Goal: Copy every line from the material below that holds "React".

Stored data:

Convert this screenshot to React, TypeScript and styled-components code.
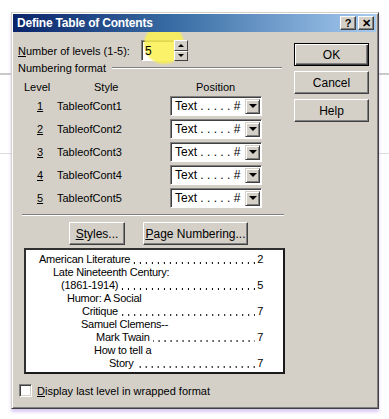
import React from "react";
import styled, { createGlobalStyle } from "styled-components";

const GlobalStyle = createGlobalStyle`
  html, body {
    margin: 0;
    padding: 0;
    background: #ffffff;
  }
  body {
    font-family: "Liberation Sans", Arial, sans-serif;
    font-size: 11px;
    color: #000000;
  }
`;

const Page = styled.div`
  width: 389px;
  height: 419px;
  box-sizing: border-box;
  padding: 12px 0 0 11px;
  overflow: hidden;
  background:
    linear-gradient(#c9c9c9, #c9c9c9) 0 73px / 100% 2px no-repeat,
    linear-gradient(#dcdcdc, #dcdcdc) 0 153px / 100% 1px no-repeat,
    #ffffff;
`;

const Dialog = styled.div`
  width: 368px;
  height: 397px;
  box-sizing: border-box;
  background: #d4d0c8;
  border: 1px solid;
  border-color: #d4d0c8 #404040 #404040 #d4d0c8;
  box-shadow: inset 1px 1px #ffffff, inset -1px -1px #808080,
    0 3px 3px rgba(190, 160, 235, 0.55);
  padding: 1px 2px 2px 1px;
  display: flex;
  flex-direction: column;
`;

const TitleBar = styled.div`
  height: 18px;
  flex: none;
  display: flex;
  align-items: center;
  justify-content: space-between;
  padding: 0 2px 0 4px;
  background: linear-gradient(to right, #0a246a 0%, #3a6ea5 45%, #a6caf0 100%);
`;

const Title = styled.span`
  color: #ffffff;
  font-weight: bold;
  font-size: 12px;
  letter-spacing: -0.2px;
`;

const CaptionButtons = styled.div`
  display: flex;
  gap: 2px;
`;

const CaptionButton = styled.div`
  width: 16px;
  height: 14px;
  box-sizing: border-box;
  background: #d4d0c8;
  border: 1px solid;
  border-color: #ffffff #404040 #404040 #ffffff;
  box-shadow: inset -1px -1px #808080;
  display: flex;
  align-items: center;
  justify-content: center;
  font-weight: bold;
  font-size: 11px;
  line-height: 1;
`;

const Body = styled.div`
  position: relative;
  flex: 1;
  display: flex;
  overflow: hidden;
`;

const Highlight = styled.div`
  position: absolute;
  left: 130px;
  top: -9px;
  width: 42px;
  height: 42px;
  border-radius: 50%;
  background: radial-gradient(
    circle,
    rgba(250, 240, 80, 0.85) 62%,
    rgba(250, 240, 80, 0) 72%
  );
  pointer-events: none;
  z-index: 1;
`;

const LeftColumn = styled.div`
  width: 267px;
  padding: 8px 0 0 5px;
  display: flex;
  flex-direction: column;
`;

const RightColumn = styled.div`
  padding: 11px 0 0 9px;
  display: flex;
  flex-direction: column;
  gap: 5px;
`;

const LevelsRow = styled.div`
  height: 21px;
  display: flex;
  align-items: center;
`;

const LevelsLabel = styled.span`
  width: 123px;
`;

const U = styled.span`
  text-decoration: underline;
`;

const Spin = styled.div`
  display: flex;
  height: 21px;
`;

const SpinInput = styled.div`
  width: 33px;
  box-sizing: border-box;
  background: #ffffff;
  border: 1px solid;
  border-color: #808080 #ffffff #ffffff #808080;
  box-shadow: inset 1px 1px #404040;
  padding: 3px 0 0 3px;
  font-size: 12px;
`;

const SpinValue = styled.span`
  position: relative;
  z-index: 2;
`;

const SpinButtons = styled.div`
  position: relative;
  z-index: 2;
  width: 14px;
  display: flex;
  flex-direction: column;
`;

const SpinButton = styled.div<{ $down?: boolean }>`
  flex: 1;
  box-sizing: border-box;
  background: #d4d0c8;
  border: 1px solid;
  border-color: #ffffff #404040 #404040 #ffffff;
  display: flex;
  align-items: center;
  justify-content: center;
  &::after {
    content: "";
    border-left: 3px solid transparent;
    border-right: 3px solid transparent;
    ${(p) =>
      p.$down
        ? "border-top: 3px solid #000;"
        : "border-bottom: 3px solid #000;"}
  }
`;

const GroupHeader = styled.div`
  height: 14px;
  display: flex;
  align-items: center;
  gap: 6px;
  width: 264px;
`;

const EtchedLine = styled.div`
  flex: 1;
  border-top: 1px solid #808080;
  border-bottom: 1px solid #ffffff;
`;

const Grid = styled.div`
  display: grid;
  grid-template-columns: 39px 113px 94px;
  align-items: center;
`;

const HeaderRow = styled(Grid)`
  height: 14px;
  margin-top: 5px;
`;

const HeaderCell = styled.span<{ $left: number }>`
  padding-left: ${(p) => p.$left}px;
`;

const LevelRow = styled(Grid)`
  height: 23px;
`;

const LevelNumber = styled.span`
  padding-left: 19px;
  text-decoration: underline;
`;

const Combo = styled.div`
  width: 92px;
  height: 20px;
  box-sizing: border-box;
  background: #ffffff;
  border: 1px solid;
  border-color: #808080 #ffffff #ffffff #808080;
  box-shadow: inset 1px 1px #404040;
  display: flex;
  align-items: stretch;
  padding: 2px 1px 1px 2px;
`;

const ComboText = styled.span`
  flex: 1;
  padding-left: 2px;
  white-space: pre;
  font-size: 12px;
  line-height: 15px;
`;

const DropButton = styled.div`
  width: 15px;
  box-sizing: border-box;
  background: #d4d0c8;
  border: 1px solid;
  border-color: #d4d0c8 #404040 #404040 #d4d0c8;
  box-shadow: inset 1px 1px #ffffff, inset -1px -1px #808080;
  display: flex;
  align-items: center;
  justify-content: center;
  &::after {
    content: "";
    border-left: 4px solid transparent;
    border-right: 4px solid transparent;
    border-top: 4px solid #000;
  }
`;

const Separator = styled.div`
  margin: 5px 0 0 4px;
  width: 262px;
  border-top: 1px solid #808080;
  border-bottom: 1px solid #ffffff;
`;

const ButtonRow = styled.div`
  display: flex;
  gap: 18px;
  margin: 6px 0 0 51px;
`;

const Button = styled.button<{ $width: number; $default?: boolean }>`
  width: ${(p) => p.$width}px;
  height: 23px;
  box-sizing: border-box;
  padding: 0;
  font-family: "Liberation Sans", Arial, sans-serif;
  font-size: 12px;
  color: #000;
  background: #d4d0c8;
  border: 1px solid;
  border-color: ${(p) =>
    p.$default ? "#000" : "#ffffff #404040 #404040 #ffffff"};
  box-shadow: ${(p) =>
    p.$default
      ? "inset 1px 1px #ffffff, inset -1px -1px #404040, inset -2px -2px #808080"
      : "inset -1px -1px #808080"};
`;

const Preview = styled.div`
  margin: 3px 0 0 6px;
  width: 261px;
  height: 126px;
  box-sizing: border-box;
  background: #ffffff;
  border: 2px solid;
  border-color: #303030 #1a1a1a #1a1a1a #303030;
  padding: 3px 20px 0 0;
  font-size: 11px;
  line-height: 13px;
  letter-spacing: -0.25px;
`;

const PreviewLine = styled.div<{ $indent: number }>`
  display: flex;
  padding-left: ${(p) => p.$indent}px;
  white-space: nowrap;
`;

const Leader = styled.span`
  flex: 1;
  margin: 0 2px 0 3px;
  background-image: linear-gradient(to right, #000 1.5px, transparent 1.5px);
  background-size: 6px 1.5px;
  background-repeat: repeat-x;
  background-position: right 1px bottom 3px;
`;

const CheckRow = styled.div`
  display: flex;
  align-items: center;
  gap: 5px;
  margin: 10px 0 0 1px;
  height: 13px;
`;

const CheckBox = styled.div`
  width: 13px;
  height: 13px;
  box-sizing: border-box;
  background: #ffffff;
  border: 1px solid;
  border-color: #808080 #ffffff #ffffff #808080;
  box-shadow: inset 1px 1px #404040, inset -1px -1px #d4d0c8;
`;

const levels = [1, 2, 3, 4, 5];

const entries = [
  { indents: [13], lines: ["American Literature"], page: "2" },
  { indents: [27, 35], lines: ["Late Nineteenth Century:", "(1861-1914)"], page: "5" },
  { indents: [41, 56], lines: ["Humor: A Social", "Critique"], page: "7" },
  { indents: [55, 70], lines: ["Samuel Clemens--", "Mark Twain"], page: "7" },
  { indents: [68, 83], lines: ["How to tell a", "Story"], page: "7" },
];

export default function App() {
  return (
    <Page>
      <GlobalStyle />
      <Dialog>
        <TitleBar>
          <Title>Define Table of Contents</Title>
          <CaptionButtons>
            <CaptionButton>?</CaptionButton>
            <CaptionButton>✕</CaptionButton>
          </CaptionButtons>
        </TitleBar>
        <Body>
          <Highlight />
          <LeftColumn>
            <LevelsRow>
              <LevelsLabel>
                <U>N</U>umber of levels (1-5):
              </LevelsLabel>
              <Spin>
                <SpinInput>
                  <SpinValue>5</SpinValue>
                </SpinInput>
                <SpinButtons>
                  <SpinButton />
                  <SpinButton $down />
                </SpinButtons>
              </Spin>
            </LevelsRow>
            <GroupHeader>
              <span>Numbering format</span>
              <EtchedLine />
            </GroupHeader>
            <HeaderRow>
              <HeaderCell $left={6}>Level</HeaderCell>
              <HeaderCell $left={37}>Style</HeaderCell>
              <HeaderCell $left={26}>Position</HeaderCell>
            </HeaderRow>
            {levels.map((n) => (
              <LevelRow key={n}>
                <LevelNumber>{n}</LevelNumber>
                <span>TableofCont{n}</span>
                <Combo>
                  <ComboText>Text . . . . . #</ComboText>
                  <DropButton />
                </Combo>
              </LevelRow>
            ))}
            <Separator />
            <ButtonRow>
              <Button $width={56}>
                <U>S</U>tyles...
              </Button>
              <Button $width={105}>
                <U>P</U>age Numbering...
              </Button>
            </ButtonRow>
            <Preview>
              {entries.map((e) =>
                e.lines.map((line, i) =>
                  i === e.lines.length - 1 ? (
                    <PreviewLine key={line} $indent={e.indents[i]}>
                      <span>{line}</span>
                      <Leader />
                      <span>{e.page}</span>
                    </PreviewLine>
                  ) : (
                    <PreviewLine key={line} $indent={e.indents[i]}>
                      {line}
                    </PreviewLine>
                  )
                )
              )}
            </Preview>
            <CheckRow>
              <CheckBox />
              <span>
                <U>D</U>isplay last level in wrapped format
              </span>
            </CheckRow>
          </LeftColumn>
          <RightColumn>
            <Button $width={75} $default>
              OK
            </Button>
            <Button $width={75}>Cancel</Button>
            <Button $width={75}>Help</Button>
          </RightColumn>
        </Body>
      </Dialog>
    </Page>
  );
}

The response:
Convert this screenshot to React, TypeScript and styled-components code.
import React from "react";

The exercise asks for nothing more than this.